Najprawdopodobniej więc ludzie w Pradze i na terenie powiatu karwińskiego będą musieli jeszcze w lipcu nosić maseczki m.in. w sklepach, w autobusach, w taksówkach, na imprezach organizowanych w pomieszczeniach zamkniętych, a także podczas imprez plenerowych, gdzie nie można dotrzymać odległości 1,5 między osobami. Dzisiaj na konferencji prasowej oznajmił to Adam Vojtěch, minister zdrowia RC.

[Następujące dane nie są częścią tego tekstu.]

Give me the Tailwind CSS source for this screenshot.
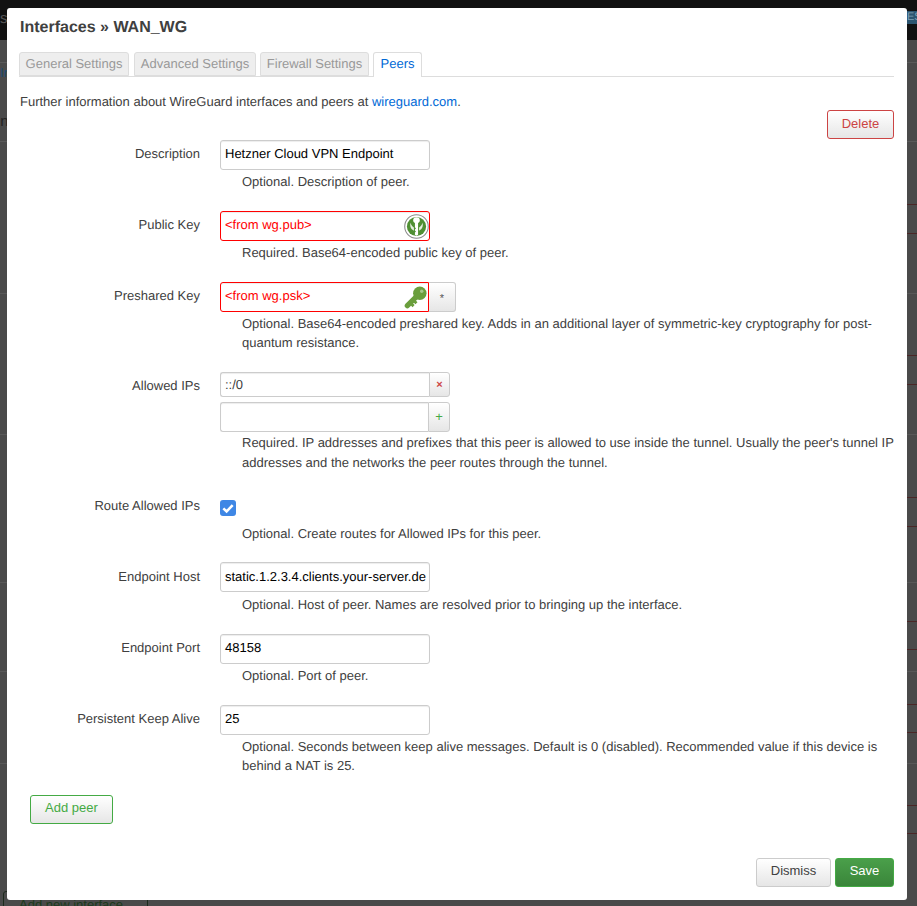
<!DOCTYPE html>
<html lang="en">
<head>
  <meta charset="UTF-8" />
  <title>Interfaces » WAN_WG</title>
  <script src="https://cdn.jsdelivr.net/npm/@tailwindcss/browser@4"></script>
</head>
<body class="relative h-[906px] w-[917px] overflow-hidden bg-[#4a4a4a] font-['Liberation_Sans',Arial,sans-serif] text-[13px] leading-[19.5px] text-[#404040] [text-rendering:geometricPrecision]">
  <!-- page behind the dialog, dimmed by the backdrop -->
  <div class="h-[40px] bg-[#111]"></div>
  <div class="absolute right-0 top-[11px] h-[13px] w-[10px] overflow-hidden bg-[#2d5570] text-[11px] leading-[13px] text-[#7fa0b5]">ES</div>
  <div class="absolute left-0 top-[11px] w-[7px] overflow-hidden text-[15px] leading-[15px] text-[#555]">s</div>
  <div class="absolute left-0 top-[62px] h-[1px] w-full bg-[#5a5a5a]"></div>
  <div class="absolute left-0 top-[64px] w-[7px] overflow-hidden text-[13px] leading-[18px] text-[#1c4a72]">Ir</div>
  <div class="absolute left-[-4px] top-[113px] w-[11px] overflow-hidden text-[15px] leading-[18px] text-[#222]">In</div>
  <div class="absolute left-0 top-[141px] h-[1px] w-full bg-[#5a5a5a]"></div>

  <div class="absolute left-0 top-[293px] h-[1px] w-full bg-[#585858]"></div>
  <div class="absolute left-0 top-[434px] h-[1px] w-full bg-[#585858]"></div>
  <div class="absolute left-0 top-[582px] h-[1px] w-full bg-[#585858]"></div>
  <div class="absolute left-0 top-[671px] h-[1px] w-full bg-[#585858]"></div>
  <div class="absolute left-0 top-[763px] h-[1px] w-full bg-[#585858]"></div>

  <div class="absolute right-0 top-[204px] h-[1px] w-[10px] bg-[#4a2626]"></div>
  <div class="absolute right-0 top-[233px] h-[1px] w-[10px] bg-[#4a2626]"></div>
  <div class="absolute right-0 top-[355px] h-[1px] w-[10px] bg-[#4a2626]"></div>
  <div class="absolute right-0 top-[384px] h-[1px] w-[10px] bg-[#4a2626]"></div>
  <div class="absolute right-0 top-[497px] h-[1px] w-[10px] bg-[#4a2626]"></div>
  <div class="absolute right-0 top-[526px] h-[1px] w-[10px] bg-[#4a2626]"></div>
  <div class="absolute right-0 top-[621px] h-[1px] w-[10px] bg-[#4a2626]"></div>
  <div class="absolute right-0 top-[649px] h-[1px] w-[10px] bg-[#4a2626]"></div>
  <div class="absolute right-0 top-[704px] h-[1px] w-[10px] bg-[#4a2626]"></div>
  <div class="absolute right-0 top-[732px] h-[1px] w-[10px] bg-[#4a2626]"></div>
  <div class="absolute right-0 top-[805px] h-[1px] w-[10px] bg-[#4a2626]"></div>
  <div class="absolute right-0 top-[833px] h-[1px] w-[10px] bg-[#4a2626]"></div>

  <div class="absolute left-[3px] top-[891px] h-[30px] w-[145px] rounded-[3px] border border-[#1c2a1c] pl-[15px] pt-[3px] text-[#1c3a1c]">Add new interface</div>

  <div class="absolute left-[7px] top-[8px] flex h-[892px] w-[900px] flex-col rounded-[3px] bg-white px-[13px] pb-[13px]">
    <h4 class="mt-[8px] text-[16px] leading-[24px] font-bold text-[#404040]">Interfaces » WAN_WG</h4>

    <div class="-ml-[1px] mt-[12px] flex h-[25px] gap-[4px] border-b border-[#ddd]">
      <div class="mr-[1px] h-[24px] w-[110px] rounded-t-[3px] border border-[#ddd] bg-[#eee] text-center leading-[22px] whitespace-nowrap text-[#999]">General Settings</div>
      <div class="h-[24px] w-[122px] rounded-t-[3px] border border-[#ddd] bg-[#eee] text-center leading-[22px] whitespace-nowrap text-[#999]">Advanced Settings</div>
      <div class="h-[24px] w-[109px] rounded-t-[3px] border border-[#ddd] bg-[#eee] text-center leading-[22px] whitespace-nowrap text-[#999]">Firewall Settings</div>
      <div class="h-[25px] w-[49px] rounded-t-[3px] border border-b-0 border-[#ddd] bg-white text-center leading-[22px] text-[#0069d6]">Peers</div>
    </div>

    <p class="mt-[15px] leading-[19px]">Further information about WireGuard interfaces and peers at <a class="text-[#0069d6]">wireguard.com</a>.</p>

    <div class="-mt-[1px] flex justify-end">
      <button class="h-[29px] w-[67px] rounded-[3px] border border-[#c44] bg-gradient-to-b from-white to-[#e6e6e6] pb-[1px] text-[#c44]">Delete</button>
    </div>

    <!-- peer fields -->
    <div class="mt-[1px] flex h-[30px] items-center">
      <label class="mb-[2px] w-[180px] text-right">Description</label>
      <div class="ml-[20px] flex h-[30px] w-[210px] items-center rounded-[3px] border border-[#ccc] px-[4px] pb-[2px] text-black shadow-[inset_0_1px_1px_rgba(0,0,0,0.075)]">Hetzner Cloud VPN Endpoint</div>
    </div>
    <p class="ml-[222px] mt-[2px] h-[39px]">Optional. Description of peer.</p>

    <div class="flex h-[30px] items-center">
      <label class="mb-[2px] w-[180px] text-right">Public Key</label>
      <div class="relative ml-[20px] flex h-[30px] w-[210px] items-center rounded-[3px] border border-[#f00] px-[4px] pb-[2px] text-[#f00] shadow-[inset_0_1px_1px_rgba(0,0,0,0.075)]">
        &lt;from wg.pub&gt;
        <svg class="absolute right-[0px] top-[2px]" width="25" height="25" viewBox="0 0 24 24">
          <circle cx="12" cy="12" r="11.3" fill="#fff" stroke="#8a8a8a" stroke-width="1"/>
          <circle cx="12" cy="12" r="9.2" fill="#4f8f33"/>
          <path d="M12 3.200c2 0 3.200 1.200 3.200 2.800 0 1.200-.7 2.100-1.700 2.600v11.200l-1.500 1-1.500-1v-2l1-1-1-1v-1l1-1-1-1V8.600C9.500 8.100 8.800 7.200 8.800 6c0-1.600 1.200-2.800 3.200-2.800z" fill="#fff"/>
          <path d="M6.200 8.500c.8 2.500 2 3.800 3.300 4.500v3c-2.500-1-4.200-3.500-3.300-7.500zM17.800 8.500c-.8 2.500-2 3.800-3.300 4.500v3c2.500-1 4.200-3.500 3.300-7.500z" fill="#fff" opacity=".85"/>
        </svg>
      </div>
    </div>
    <p class="ml-[222px] mt-[2px] h-[39px]">Required. Base64-encoded public key of peer.</p>

    <div class="flex h-[30px] items-center">
      <label class="mb-[2px] w-[180px] text-right">Preshared Key</label>
      <div class="relative ml-[20px] flex h-[30px] w-[209px] items-center rounded-l-[3px] border border-[#f00] px-[4px] pb-[2px] text-[#f00] shadow-[inset_0_1px_1px_rgba(0,0,0,0.075)]">
        &lt;from wg.psk&gt;
        <svg class="absolute right-[1px] top-[3px]" width="23" height="23" viewBox="0 0 24 24">
          <circle cx="16.500" cy="7.500" r="7" fill="#6a9e3c"/>
          <path d="M13 11L3.500 20.500" stroke="#6a9e3c" stroke-width="5.500" stroke-linecap="round"/>
          <path d="M7 18l3 3M10 15l3 3" stroke="#6a9e3c" stroke-width="3"/>
          <circle cx="18.500" cy="5.500" r="1.800" fill="#a5c88a"/>
        </svg>
      </div>
      <button class="h-[30px] w-[27px] rounded-r-[3px] border border-l-0 border-[#ccc] bg-gradient-to-b from-white to-[#e6e6e6] pt-[3px] text-[11px] text-[#555]">*</button>
    </div>
    <p class="ml-[222px] mt-[2px] h-[58px] w-[650px] leading-[19px]">Optional. Base64-encoded preshared key. Adds in an additional layer of symmetric-key cryptography for post-quantum resistance.</p>

    <div class="flex">
      <label class="mt-[4px] w-[180px] text-right">Allowed IPs</label>
      <div class="ml-[20px] flex flex-col gap-[5px]">
        <div class="flex h-[25px] w-[230px]">
          <div class="flex flex-1 items-center rounded-l-[3px] border border-r-0 border-[#ccc] px-[4px] text-[#404040] shadow-[inset_0_1px_1px_rgba(0,0,0,0.075)]">::/0</div>
          <button class="w-[21px] rounded-r-[3px] border border-[#ccc] bg-gradient-to-b from-white to-[#e6e6e6] text-[11px] font-bold text-[#c44]">×</button>
        </div>
        <div class="flex h-[30px] w-[230px]">
          <div class="flex-1 rounded-l-[3px] border border-r-0 border-[#ccc] shadow-[inset_0_1px_1px_rgba(0,0,0,0.075)]"></div>
          <button class="w-[22px] rounded-r-[3px] border border-[#ccc] bg-gradient-to-b from-white to-[#e6e6e6] text-[13px] text-[#4a4]">+</button>
        </div>
      </div>
    </div>
    <p class="ml-[222px] mt-[1px] h-[65px] w-[655px]">Required. IP addresses and prefixes that this peer is allowed to use inside the tunnel. Usually the peer's tunnel IP addresses and the networks the peer routes through the tunnel.</p>

    <div class="flex h-[19px] items-center">
      <label class="mb-[4px] w-[180px] text-right">Route Allowed IPs</label>
      <span class="ml-[20px] flex h-[16px] w-[16px] items-center justify-center rounded-[3px] bg-[#3f87e5]">
        <svg width="14" height="14" viewBox="0 0 12 12"><path d="M2 6.300l2.800 2.700L10 3.500" fill="none" stroke="#fff" stroke-width="2.200"/></svg>
      </span>
    </div>
    <p class="ml-[222px] mt-[7px] h-[38px]">Optional. Create routes for Allowed IPs for this peer.</p>

    <div class="flex h-[30px] items-center">
      <label class="w-[180px] text-right">Endpoint Host</label>
      <div class="ml-[20px] flex h-[30px] w-[210px] items-center overflow-hidden whitespace-nowrap rounded-[3px] border border-[#ccc] px-[4px] text-black shadow-[inset_0_1px_1px_rgba(0,0,0,0.075)]">static.1.2.3.4.clients.your-server.de</div>
    </div>
    <p class="ml-[222px] mt-[3px] h-[39px]">Optional. Host of peer. Names are resolved prior to bringing up the interface.</p>

    <div class="flex h-[30px] items-center">
      <label class="mb-[2px] w-[180px] text-right">Endpoint Port</label>
      <div class="ml-[20px] flex h-[30px] w-[210px] items-center rounded-[3px] border border-[#ccc] px-[4px] pb-[2px] text-black shadow-[inset_0_1px_1px_rgba(0,0,0,0.075)]">48158</div>
    </div>
    <p class="ml-[222px] mt-[2px] h-[39px]">Optional. Port of peer.</p>

    <div class="flex h-[30px] items-center">
      <label class="mb-[2px] w-[180px] text-right">Persistent Keep Alive</label>
      <div class="ml-[20px] flex h-[30px] w-[210px] items-center rounded-[3px] border border-[#ccc] px-[4px] pb-[2px] text-black shadow-[inset_0_1px_1px_rgba(0,0,0,0.075)]">25</div>
    </div>
    <p class="ml-[222px] mt-[2px] h-[39px] w-[650px] leading-[19px]">Optional. Seconds between keep alive messages. Default is 0 (disabled). Recommended value if this device is behind a NAT is 25.</p>

    <div class="ml-[10px] mt-[19px]">
      <button class="h-[29px] w-[83px] rounded-[3px] border border-[#4a4] bg-gradient-to-b from-white to-[#e6e6e6] pb-[3px] text-[#4a4]">Add peer</button>
    </div>

    <div class="mt-auto flex justify-end gap-[4px]">
      <button class="h-[29px] w-[75px] rounded-[3px] border border-[#ccc] bg-gradient-to-b from-white to-[#e6e6e6] pb-[3px] text-[#404040]">Dismiss</button>
      <button class="h-[29px] w-[59px] rounded-[3px] border border-[#4a4] bg-gradient-to-b from-[#4a9f4a] to-[#3a863a] pb-[3px] text-white">Save</button>
    </div>
  </div>
</body>
</html>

Maseczki w lipcu będą też w tych regionach jeszcze nosić fryzjerzy i inne osoby, które świadczą usługi pielęgnacji ciała, a także pracownicy gastronomii pozostający w kontakcie z klientami w odległości mniejszej niż 1,5 metra, jeśli nie są oddzieleni na przykład barierą z pleksi.
Od 22 czerwca można organizować imprezy dla maksymalnie tysiąca osób. Ministerstwo jednak pozwala na stworzenie na takiej imprezie nawet pięć sektorów po tysiąc osób. Z tym, że każdy sektor powinien mieć dla swoich gości kompletne zaplecze (toalety, wyżywienie), tak by nie dochodziło do przemieszczania się osób pomiędzy poszczególnymi sektorami. Sektory muszą być oddalone od siebie minimalnie cztery metry.
Od poniedziałku 22 czerwca mogą już tak, jak przed pandemią, działać baseny, kąpieliska, ogrody zoologiczne, zamki, muzea galerie itp. To znaczy, że nie ma już ograniczeń liczby osób na dziesięć metrów kwadratowych.